Mark Montgomery gets ribbed by his fellow Minneapolis police officers about how he was kicked out of the 1994 Rose Bowl for fighting when he played for the University of Wisconsin football team.
But on Tuesday, it was respect all around as Montgomery and 23 other officers’ promotions to supervisory positions were made official.
They advanced to the ranks of inspector, lieutenant and sergeant, a group that, more so than any other in the department, have a big hand in changing police culture, Chief Medaria Arradondo said Tuesday.
“These are the men and women that are going to do that,” he told several hundred politicians, family members, friends and colleagues at St. Mary’s Greek Orthodox Church in south Minneapolis.
The newly minted supervisors come from a variety of backgrounds: seven are minorities and five are women.
Eddie Frizell, a highly decorated commander with a military background, was promoted from lieutenant to inspector of the downtown First Precinct, a politically sensitive post that is seen as a springboard to the department’s front office.
Montgomery, a new lieutenant, comes from a long line of police officers, Arradondo said, while pausing to acknowledge Montgomery’s mother, Debbie, who was St. Paul’s first female patrol officer.
Others who are now lieutenants: Katie Blackwell, Michael Chiappetta, Eric Dison, Donald Jach, Christie Nelson, Mark Osland and Matthew St. George.
Arradondo also singled out Blackwell, who becomes a supervisor in the department’s training unit after most recently working as a detective in the homicide unit, for developing a leadership curriculum program that 130 police and city officials attended.
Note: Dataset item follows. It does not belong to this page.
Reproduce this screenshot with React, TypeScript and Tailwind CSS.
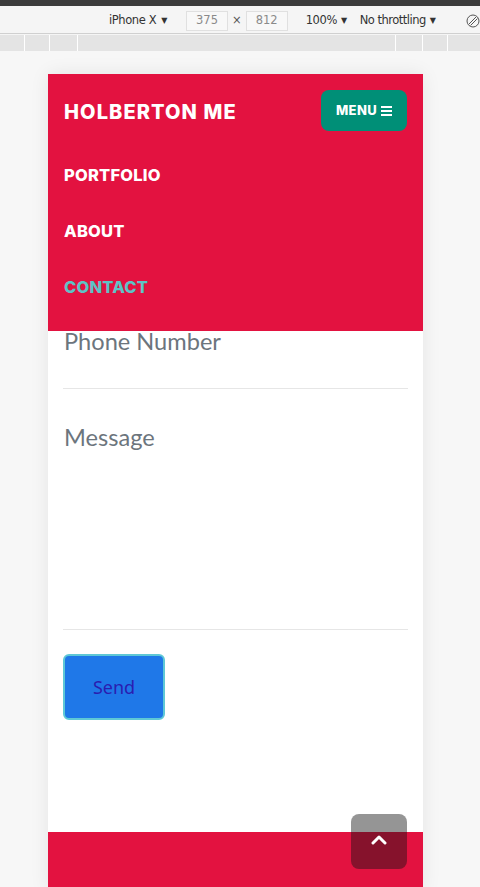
import React from "react";

const navLinks = [
  { label: "PORTFOLIO", active: false },
  { label: "ABOUT", active: false },
  { label: "CONTACT", active: true },
];

function DevToolbar() {
  return (
    <div className="font-['DejaVu_Sans',sans-serif] text-[11.5px] text-[#333] whitespace-nowrap">
      <div className="h-[6px] bg-[#3c3c3c]" />
      <div className="h-[28px] pt-[2px] bg-[#f5f5f5] border-b border-[#d0d0d0] flex items-center">
        <div className="ml-[109px] w-[61px] shrink-0 flex items-center gap-[5px] tracking-[-0.4px]">
          <span>iPhone X</span>
          <span className="text-[8px]">▼</span>
        </div>
        <div className="ml-[16px] shrink-0 w-[42px] h-[20px] border border-[#e0e0e0] bg-[#f8f8f8] text-[#8a8a8a] flex items-center justify-center">
          375
        </div>
        <span className="mx-[4px] text-[#555]">×</span>
        <div className="shrink-0 w-[42px] h-[20px] border border-[#e0e0e0] bg-[#f8f8f8] text-[#8a8a8a] flex items-center justify-center">
          812
        </div>
        <div className="ml-[18px] w-[43px] shrink-0 flex items-center gap-[4px] tracking-[-0.4px]">
          <span>100%</span>
          <span className="text-[8px]">▼</span>
        </div>
        <div className="ml-[11px] w-[84px] shrink-0 flex items-center gap-[4px] tracking-[-0.5px]">
          <span>No throttling</span>
          <span className="text-[8px]">▼</span>
        </div>
        <svg className="ml-[22px] shrink-0" width="14" height="14" viewBox="0 0 14 14" fill="none" stroke="#555" strokeWidth="1">
          <circle cx="7" cy="7" r="6" />
          <path d="M3 10 L10 3 M4.5 11.5 L11.5 4.5" />
        </svg>
      </div>
      <div className="h-[1px] bg-[#f5f5f5]" />
      <div className="h-[16px] bg-[#e4e4e4] flex">
        <div className="w-[24px]" />
        <div className="w-[25px] border-l border-white" />
        <div className="w-[28px] border-l border-white" />
        <div className="w-[318px] border-l border-white" />
        <div className="w-[27px] border-l border-white" />
        <div className="w-[25px] border-l border-white" />
        <div className="flex-1 border-l border-white" />
      </div>
    </div>
  );
}

function MenuIcon() {
  return (
    <svg width="11" height="10" viewBox="0 0 11 10" fill="white">
      <rect x="0" y="0" width="11" height="2" />
      <rect x="0" y="4" width="11" height="2" />
      <rect x="0" y="8" width="11" height="2" />
    </svg>
  );
}

export default function App() {
  return (
    <div className="h-[887px] overflow-hidden bg-[#f7f7f7]">
      <DevToolbar />
      <div className="pt-[23px] pl-[48px]">
        <div className="relative w-[375px] bg-white shadow-[0_0_18px_rgba(0,0,0,0.08)]">
          <header className="bg-[#e31240] px-[16px] pt-[16px] pb-[16px] font-['Inter',sans-serif]">
            <div className="flex items-center justify-between h-[41px]">
              <span className="pt-[3px] text-white font-extrabold text-[20px] tracking-[1.1px]">HOLBERTON ME</span>
              <button className="w-[86px] h-[41px] rounded-[8px] bg-[#008f77] text-white font-extrabold text-[13px] tracking-[0.4px] flex items-center justify-center gap-[4px]">
                MENU
                <MenuIcon />
              </button>
            </div>
            <nav className="mt-[16px] flex flex-col">
              {navLinks.map((link) => (
                <a
                  key={link.label}
                  className={`h-[56px] flex items-center font-extrabold text-[16.5px] tracking-[0.2px] ${link.active ? "text-[#5ec3c6]" : "text-white"}`}
                >
                  {link.label}
                </a>
              ))}
            </nav>
          </header>
          <form className="px-[15px] font-['Lato',sans-serif]">
            <div className="h-[58px] border-b border-[#e6e6e6]">
              <div className="leading-[20px] text-[23.6px] text-[#6c757d] pl-[1px]">Phone Number</div>
            </div>
            <div className="h-[241px] border-b border-[#e6e6e6] pt-[38px]">
              <div className="leading-[20px] text-[23.6px] text-[#6c757d] pl-[1px]">Message</div>
            </div>
            <button
              type="button"
              className="mt-[24px] w-[102px] h-[66px] rounded-[6px] bg-[#1f78e8] border-2 border-[#5ec8d6] text-[18px] text-[#2a1db0] font-['Noto_Sans',sans-serif]"
            >
              Send
            </button>
          </form>
          <div className="h-[112px]" />
          <footer className="h-[60px] bg-[#e31240]" />
          <button className="absolute left-[303px] top-[740px] w-[56px] h-[55px] rounded-[8px] bg-[rgba(20,20,20,0.45)] flex justify-center pt-[21px]">
            <svg width="16" height="10" viewBox="0 0 16 10" fill="none" stroke="white" strokeWidth="3" strokeLinecap="round" strokeLinejoin="round">
              <path d="M2 8 L8 2 L14 8" />
            </svg>
          </button>
        </div>
      </div>
    </div>
  );
}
One of three women among the force’s 44 lieutenants, Blackwell and several of her female colleagues have been followed by a documentary film crew since last spring.
Promoted to sergeant were: Mukhtar Abdulkadir, Walter Alvarado, Kenneth Awalt, Danyelle DeRose, Mack Dominguez, Robert Greer, Shaun Harrington, Monica Hanson, Dean Kriegel, Adam Lepinski, Nicholas McCarthy, Eric Nelson, David O’Connor, Pete Stanton, Patrick Windus and Alice White.
Lepinski, who was presented with a leadership award, has spent the better part of his career investigating gang and gun crimes, including a five-year stint as a task force officer for the Bureau of Alcohol, Tobacco, Firearms and Explosives.
The 14-year department veteran says he is looking forward to his next challenge: supervising some 20 Fifth Precinct officers during the evening shift. “I just felt it was the right time in my career,” he said.